A total of 84% of the 187 solicitors who took part said they thought the fee did not “represent value for money in terms of the benefits received”.

More than 100 of these solicitors gave reasons, the largest number (10) arguing that the fee was “too expensive and excessive compared to other jurisdictions”.

Suggestions for changes included reductions for those working exclusively in criminal law, and reductions for part-time work, maternity leave, unemployment or not working for the whole of the year.

Almost half of the group also queried what benefits were provided by the society or were unaware of some of them

Specific comments made by solicitors included that the society was “not protecting the brand of ‘solicitor’ and ultimately that is key”, as well as criticisms of salaries paid to Law Society staff, and the cost of specific projects, such as Veyo or Black Solicitors Week.

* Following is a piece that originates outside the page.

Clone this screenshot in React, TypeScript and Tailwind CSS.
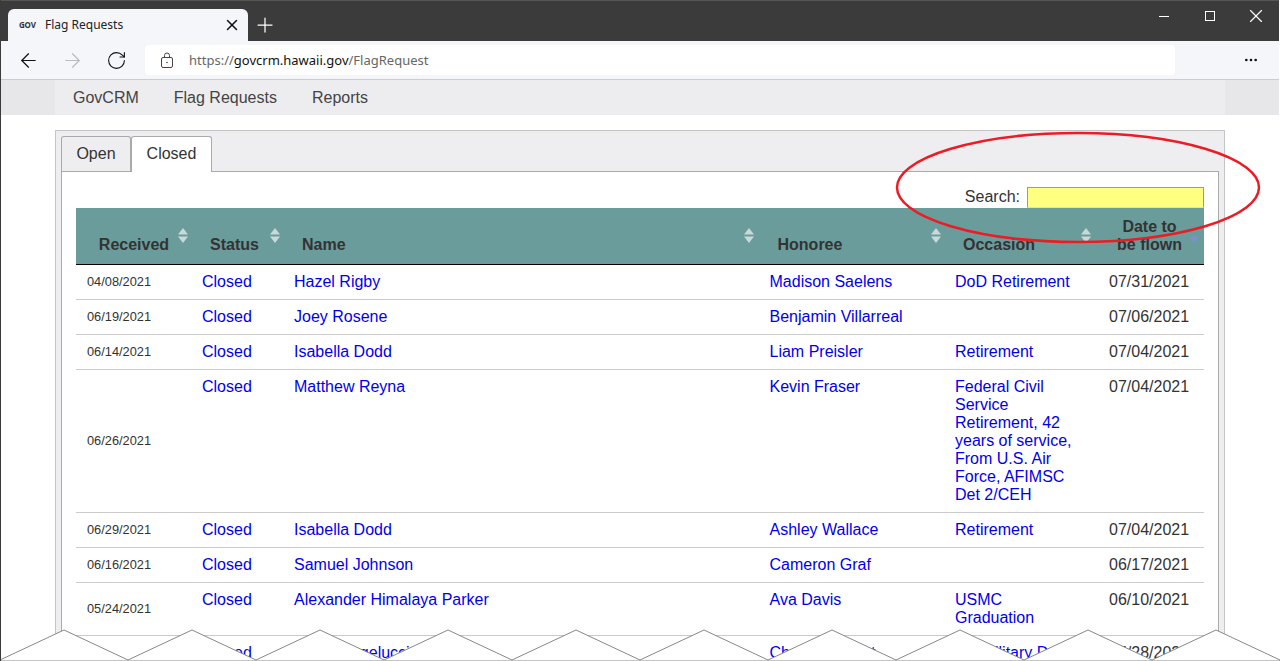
import { ArrowLeft, ArrowRight, MoreHorizontal, Plus, RotateCw, X } from "lucide-react";

type Row = {
  received: string;
  name: string;
  honoree: string;
  occasion: string;
  flown: string;
};

const rows: Row[] = [
  { received: "04/08/2021", name: "Hazel Rigby", honoree: "Madison Saelens", occasion: "DoD Retirement", flown: "07/31/2021" },
  { received: "06/19/2021", name: "Joey Rosene", honoree: "Benjamin Villarreal", occasion: "", flown: "07/06/2021" },
  { received: "06/14/2021", name: "Isabella Dodd", honoree: "Liam Preisler", occasion: "Retirement", flown: "07/04/2021" },
  {
    received: "06/26/2021",
    name: "Matthew Reyna",
    honoree: "Kevin Fraser",
    occasion: "Federal Civil Service Retirement, 42 years of service, From U.S. Air Force, AFIMSC Det 2/CEH",
    flown: "07/04/2021",
  },
  { received: "06/29/2021", name: "Isabella Dodd", honoree: "Ashley Wallace", occasion: "Retirement", flown: "07/04/2021" },
  { received: "06/16/2021", name: "Samuel Johnson", honoree: "Cameron Graf", occasion: "", flown: "06/17/2021" },
  { received: "05/24/2021", name: "Alexander Himalaya Parker", honoree: "Ava Davis", occasion: "USMC Graduation", flown: "06/10/2021" },
  { received: "05/20/2021", name: "Sarah Angelucci", honoree: "Chase Bennett", occasion: "US Military Duty Retirement Ceremony", flown: "05/28/2021" },
];

function SortArrows({ active, className }: { active?: boolean; className: string }) {
  return (
    <svg className={`absolute top-[20px] ${className}`} width="10" height="15" viewBox="0 0 10 15">
      {!active && <path d="M5 0 L10 6.5 L0 6.5 Z" fill="#c9d8d8" />}
      <path d="M0 8.5 L10 8.5 L5 15 Z" fill={active ? "#7d8fd0" : "#c9d8d8"} />
    </svg>
  );
}

function Th({
  label,
  active,
  center,
  arrowClass,
  padClass = "px-[18px]",
}: {
  label: string;
  active?: boolean;
  center?: boolean;
  arrowClass: string;
  padClass?: string;
}) {
  return (
    <th className={`relative align-bottom py-[10px] ${padClass} font-bold text-[#333] border-b border-black ${center ? "text-center" : "text-left"}`}>
      {label}
      <SortArrows active={active} className={arrowClass} />
    </th>
  );
}

export default function App() {
  return (
    <div className="relative h-[661px] w-[1280px] overflow-hidden bg-white font-['Liberation_Sans',Arial,sans-serif] text-[16px] leading-[18px] text-[#333]">
      {/* Browser chrome */}
      <div className="h-[41px] mr-px bg-[#3b3b3b] border-t border-[#555] flex items-end pl-[8px] font-['Noto_Sans',sans-serif]">
        <div className="w-[240px] h-[32px] bg-[#f5f6fa] rounded-t-[6px] flex items-center pl-[11px] pr-[7px]">
          <span className="w-[26px] text-[8px] font-bold text-[#333] tracking-tight">GOV</span>
          <span className="flex-1 text-[12px] text-[#222]">Flag Requests</span>
          <X size={18} strokeWidth={2} className="text-[#111]" />
        </div>
        <Plus size={24} strokeWidth={1.25} className="text-white ml-[5px] mb-[4px]" />
        <div className="ml-auto flex items-center h-[32px] mb-[9px] text-white">
          <span className="w-[10px] h-px bg-white mr-[36px]" />
          <span className="w-[10px] h-[10px] border border-white mr-[30px]" />
          <X size={22} strokeWidth={1.25} className="mr-[12px]" />
        </div>
      </div>
      <div className="h-[39px] bg-[#f5f6fa] border-b border-[#ccc] flex items-center pl-[17px] mr-px font-['Noto_Sans',sans-serif]">
        <ArrowLeft size={23} strokeWidth={1.25} className="text-[#111]" />
        <ArrowRight size={23} strokeWidth={1.25} className="text-[#bbb] ml-[21px]" />
        <RotateCw size={21} strokeWidth={1.25} className="text-[#111] ml-[22px]" />
        <div className="ml-[18px] w-[1030px] h-[30px] bg-white rounded-[4px] flex items-center pl-[15px] text-[13px]">
          <svg width="14" height="16" viewBox="0 0 14 16" fill="none" stroke="#444" strokeWidth="1">
            <rect x="1.5" y="5.5" width="11" height="10" rx="1.5" />
            <path d="M4.5 5.5 V3.5 a2.5 2.5 0 0 1 5 0 V5.5" />
            <circle cx="7" cy="10.5" r="0.8" fill="#444" stroke="none" />
          </svg>
          <span className="ml-[15px] text-[#666]">https://</span>
          <span className="text-[#111]">govcrm.hawaii.gov</span>
          <span className="text-[#666]">/FlagRequest</span>
        </div>
        <MoreHorizontal size={16} className="ml-[68px] text-[#111]" />
      </div>

      {/* Site nav */}
      <div className="h-[35px] bg-[#e7e7e9] mr-px">
        <div className="ml-[55px] w-[1170px] h-full bg-[#ededef] flex items-center pl-[18px] gap-[35px] text-[#444]">
          <span>GovCRM</span>
          <span>Flag Requests</span>
          <span>Reports</span>
        </div>
      </div>

      {/* Tab panel */}
      <div className="ml-[55px] mt-[15px] w-[1170px] bg-[#eeeef0] border border-[#c4c4c4] px-[5px] pt-[5px]">
        <div className="flex items-end h-[36px] -mb-px relative">
          <div className="w-[70px] h-[35px] border border-[#aaa] border-b-0 rounded-t-[3px] flex items-center justify-center bg-[#eeeef0] mb-px">
            Open
          </div>
          <div className="w-[81px] h-[36px] pb-[2px] border border-[#aaa] border-b-0 rounded-t-[3px] flex items-center justify-center bg-white relative z-10">
            Closed
          </div>
        </div>
        <div className="bg-white border border-[#aaa] h-[520px] px-[14px]">
          <div className="h-[36px] flex items-end justify-end">
            <span className="mr-[7px] mb-[2px]">Search:</span>
            <div className="w-[177px] h-[21px] bg-[#ffff80] border border-[#999] border-b-[#ddd]" />
          </div>
          <table className="w-[1128px] table-fixed border-collapse">
            <colgroup>
              <col className="w-[116px]" />
              <col className="w-[92px]" />
              <col className="w-[475.5px]" />
              <col className="w-[185.5px]" />
              <col className="w-[154px]" />
              <col className="w-[105px]" />
            </colgroup>
            <thead className="bg-[#6a9c9c]">
              <tr>
                <Th label="Received" center arrowClass="right-[4px]" />
                <Th label="Status" arrowClass="right-[4px]" />
                <Th label="Name" arrowClass="right-[6px]" />
                <Th label="Honoree" arrowClass="right-[4px]" />
                <Th label="Occasion" arrowClass="right-[8px]" />
                <Th label="Date to be flown" active center arrowClass="right-[5px]" padClass="pl-[16px] pr-[20px]" />
              </tr>
            </thead>
            <tbody>
              {rows.map((r) => (
                <tr key={r.received} className="border-b border-[#ccc]">
                  <td className="pl-[11px] pr-[10px] py-[8px] text-[12.8px] align-middle">{r.received}</td>
                  <td className="px-[10px] py-[8px] align-top text-[#0000ee]">Closed</td>
                  <td className="px-[10px] py-[8px] align-top text-[#0000ee]">{r.name}</td>
                  <td className="px-[10px] py-[8px] align-top text-[#0000ee]">{r.honoree}</td>
                  <td className="pl-[10px] pr-[20px] py-[8px] align-top text-[#0000ee]">{r.occasion}</td>
                  <td className="px-[10px] py-[8px] align-top">{r.flown}</td>
                </tr>
              ))}
            </tbody>
          </table>
        </div>
      </div>

      {/* Annotation circle over the search box */}
      <svg className="absolute inset-0 pointer-events-none" width="1280" height="661">
        <ellipse cx="1078" cy="187.5" rx="181" ry="54.5" fill="none" stroke="#ed1c24" strokeWidth="2.5" />
      </svg>

      {/* Torn page edge */}
      <svg className="absolute left-0 bottom-0 pointer-events-none" width="1280" height="32" viewBox="0 629 1280 32">
        <path
          d="M0 660 L64 630 L128 660 L192 630 L256 660 L320 630 L384 660 L448 630 L512 660 L576 630 L640 660 L704 630 L768 660 L832 630 L896 660 L960 630 L1024 660 L1088 630 L1152 660 L1216 630 L1280 660 L1280 661 L0 661 Z"
          fill="#fff"
          stroke="#888"
          strokeWidth="1"
        />
      </svg>
      <div className="absolute left-0 top-0 bottom-0 w-px bg-[#3b3b3b]" />
    </div>
  );
}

More than two-thirds of solicitors who responded to the poll said they did not think the split of spending between the Law Society, the SRA, the Legal Ombudsman, the LSB and the Solicitors Disciplinary Tribunal was reasonable.

Among this group, 24 solicitors thought the society should get more and the SRA less.

Their arguments included that “too much was spent by the SRA on regulation” and an increased share for the society would have a “direct effect upon the services provided to members”.

A slightly larger group of 27 solicitors made general comments about regulatory costs being too high and more needing to be spent on representation. One of them described the profession as “grossly over-regulated” in comparison to others.

Seven solicitors thought the Law Society should get a smaller share of the fee and should cut the size of its ruling council to reduce spending.

Asked whether the approach taken by the society to the use of its PC fees was reasonable, more than two-thirds gave a negative response.

The largest group of those who left comments argued that more money should be spent on representation and campaigns to bolster the position of the solicitors.

Further comments included that both the society and the SRA were not “member-friendly” and the society was “too focused on supporting the top 100”.